Additive Manufacturing for the Common Man
While the engineers of the Rapid Technologies and Inspection Branch are using their 3D equipment to make life safer for the Warfighter, they recognize its presence in popular culture as well. While the general public is concerned about those who would use the technology to bypass laws for gun production with a $2K printer, Moore and his engineers hope that a few users won't mar the technology and the possibilities for everyone else.
"Sure, the technology is available for home use, but we feel the higher functionality and capability we have been able to achieve has been a credit to the team I have put together, combined with our accessibility to unique projects provided by ECBC and other Department of Defense organizations," said Moore.
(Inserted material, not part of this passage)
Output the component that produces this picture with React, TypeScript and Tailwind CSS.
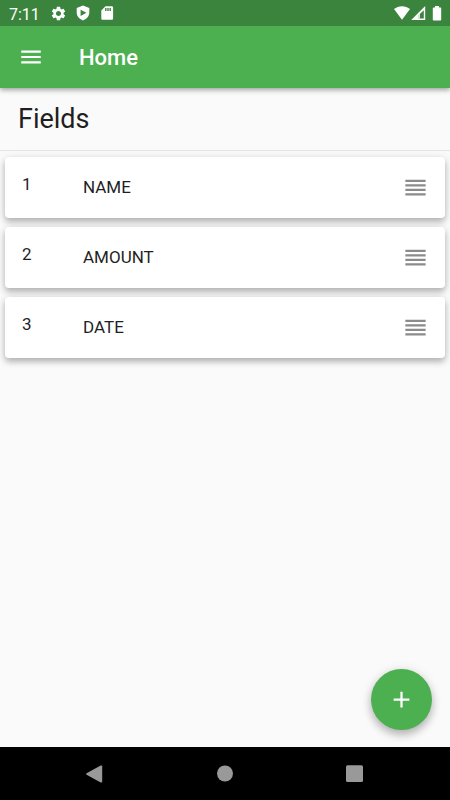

The Rapid Technologies engineers truly care about utilizing this capability to make the world a better place for the Warfighter: "We want to be a part of the driving technology behind the evolution of additive manufacturing in the Army and can hopefully shape its future into something meaningful," Hitch reflects.
They are halfway there. Hitch said some manufacturers have already come to them for their opinion on the technologies and materials.
"We like contributing and we want to use our tools to help the Army improve and evolve," Moore said.
ECBC is part of the U.S. Army Research, Development and Engineering Comand, which has the mission to develop technology and engineering solutions for America's Soldiers.
RDECOM is a major subordinate command of the U.S. Army Materiel Command. AMC is the Army's premier provider of materiel readiness -- technology, acquisition support, materiel development, logistics power projection, and sustainment -- to the total force, across the spectrum of joint military operations. If a Soldier shoots it, drives it, flies it, wears it, eats it or communicates with it, AMC provides it.